↓
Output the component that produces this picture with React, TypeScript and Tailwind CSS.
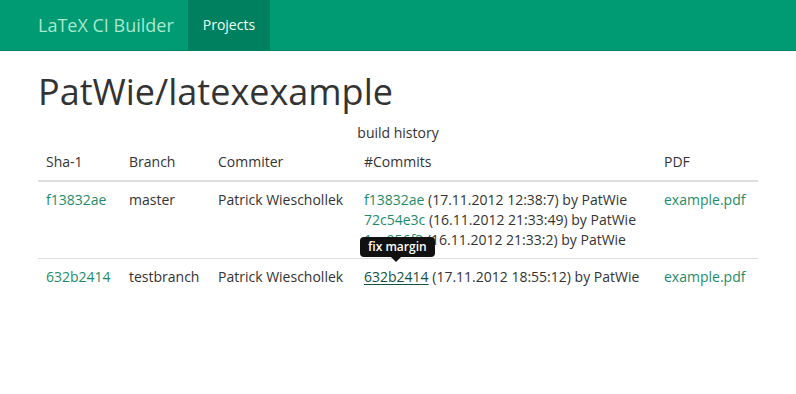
import React from "react";

const link = "text-[#1e8c6b]";

export default function App() {
  return (
    <div className="min-h-[394px] bg-white text-[14px] leading-[20px] text-[#333]" style={{ fontFamily: '"Open Sans", sans-serif' }}>
      <nav className="h-[51px] border-b border-[#00805c] bg-[#009a73]">
        <div className="mx-auto flex h-[50px] w-[750px] px-[15px]">
          <div className="flex h-[50px] items-center pr-[14px] text-[18px] text-[#a8e8cf]">LaTeX CI Builder</div>
          <div className="flex h-[50px] items-center bg-[#00805f] px-[15px] text-[14px] font-medium text-[#effff8]">Projects</div>
        </div>
      </nav>
      <div className="mx-auto w-[750px] px-[15px]">
        <h1 className="mt-[21px] mb-[9px] text-[36px] leading-[40px] font-normal">PatWie/latexexample</h1>
        <table className="w-full border-collapse">
          <caption className="pt-[2px] pb-[1px] text-center text-[14px] leading-[20px] text-[#333]">build history</caption>
          <thead>
            <tr className="border-b-2 border-[#ddd] text-left">
              <th className="w-[83px] p-[8px] font-normal">Sha-1</th>
              <th className="w-[89px] p-[8px] font-normal">Branch</th>
              <th className="w-[146px] p-[8px] font-normal">Commiter</th>
              <th className="w-[300px] p-[8px] font-normal">#Commits</th>
              <th className="p-[8px] font-normal">PDF</th>
            </tr>
          </thead>
          <tbody>
            <tr className="border-b border-[#ddd] align-top">
              <td className={`p-[8px] ${link}`}>f13832ae</td>
              <td className="p-[8px]">master</td>
              <td className="p-[8px]">Patrick Wieschollek</td>
              <td className="p-[8px]">
                <div><span className={link}>f13832ae</span> (17.11.2012 12:38:7) by PatWie</div>
                <div><span className={link}>72c54e3c</span> (16.11.2012 21:33:49) by PatWie</div>
                <div><span className={link}>1ce956f3</span> (16.11.2012 21:33:2) by PatWie</div>
              </td>
              <td className={`p-[8px] ${link}`}>example.pdf</td>
            </tr>
            <tr className="align-top">
              <td className={`p-[8px] ${link}`}>632b2414</td>
              <td className="p-[8px]">testbranch</td>
              <td className="p-[8px]">Patrick Wieschollek</td>
              <td className="p-[8px]">
                <div className="relative">
                  <span className="relative text-[#13523f] underline underline-offset-[2px]">
                    632b2414
                    <span className="absolute bottom-[29px] left-[-4px] whitespace-nowrap">
                      <span className="block rounded-[4px] bg-[#111] px-[8px] py-[3px] text-[12px] leading-[14px] font-semibold text-white no-underline">fix margin</span>
                      <span className="absolute left-[31px] top-full h-0 w-0 border-x-[5px] border-t-[5px] border-x-transparent border-t-[#111]"></span>
                    </span>
                  </span>{" "}
                  (17.11.2012 18:55:12) by PatWie
                </div>
              </td>
              <td className={`p-[8px] ${link}`}>example.pdf</td>
            </tr>
          </tbody>
        </table>
      </div>
    </div>
  );
}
↑
TASK. Reproduce each line exactly, please, except for any pictures.

EXERCISE SOLUTION.
Output the component that produces this picture with React, TypeScript and Tailwind CSS.
import React from "react";

const link = "text-[#1e8c6b]";

export default function App() {
  return (
    <div className="min-h-[394px] bg-white text-[14px] leading-[20px] text-[#333]" style={{ fontFamily: '"Open Sans", sans-serif' }}>
      <nav className="h-[51px] border-b border-[#00805c] bg-[#009a73]">
        <div className="mx-auto flex h-[50px] w-[750px] px-[15px]">
          <div className="flex h-[50px] items-center pr-[14px] text-[18px] text-[#a8e8cf]">LaTeX CI Builder</div>
          <div className="flex h-[50px] items-center bg-[#00805f] px-[15px] text-[14px] font-medium text-[#effff8]">Projects</div>
        </div>
      </nav>
      <div className="mx-auto w-[750px] px-[15px]">
        <h1 className="mt-[21px] mb-[9px] text-[36px] leading-[40px] font-normal">PatWie/latexexample</h1>
        <table className="w-full border-collapse">
          <caption className="pt-[2px] pb-[1px] text-center text-[14px] leading-[20px] text-[#333]">build history</caption>
          <thead>
            <tr className="border-b-2 border-[#ddd] text-left">
              <th className="w-[83px] p-[8px] font-normal">Sha-1</th>
              <th className="w-[89px] p-[8px] font-normal">Branch</th>
              <th className="w-[146px] p-[8px] font-normal">Commiter</th>
              <th className="w-[300px] p-[8px] font-normal">#Commits</th>
              <th className="p-[8px] font-normal">PDF</th>
            </tr>
          </thead>
          <tbody>
            <tr className="border-b border-[#ddd] align-top">
              <td className={`p-[8px] ${link}`}>f13832ae</td>
              <td className="p-[8px]">master</td>
              <td className="p-[8px]">Patrick Wieschollek</td>
              <td className="p-[8px]">
                <div><span className={link}>f13832ae</span> (17.11.2012 12:38:7) by PatWie</div>
                <div><span className={link}>72c54e3c</span> (16.11.2012 21:33:49) by PatWie</div>
                <div><span className={link}>1ce956f3</span> (16.11.2012 21:33:2) by PatWie</div>
              </td>
              <td className={`p-[8px] ${link}`}>example.pdf</td>
            </tr>
            <tr className="align-top">
              <td className={`p-[8px] ${link}`}>632b2414</td>
              <td className="p-[8px]">testbranch</td>
              <td className="p-[8px]">Patrick Wieschollek</td>
              <td className="p-[8px]">
                <div className="relative">
                  <span className="relative text-[#13523f] underline underline-offset-[2px]">
                    632b2414
                    <span className="absolute bottom-[29px] left-[-4px] whitespace-nowrap">
                      <span className="block rounded-[4px] bg-[#111] px-[8px] py-[3px] text-[12px] leading-[14px] font-semibold text-white no-underline">fix margin</span>
                      <span className="absolute left-[31px] top-full h-0 w-0 border-x-[5px] border-t-[5px] border-x-transparent border-t-[#111]"></span>
                    </span>
                  </span>{" "}
                  (17.11.2012 18:55:12) by PatWie
                </div>
              </td>
              <td className={`p-[8px] ${link}`}>example.pdf</td>
            </tr>
          </tbody>
        </table>
      </div>
    </div>
  );
}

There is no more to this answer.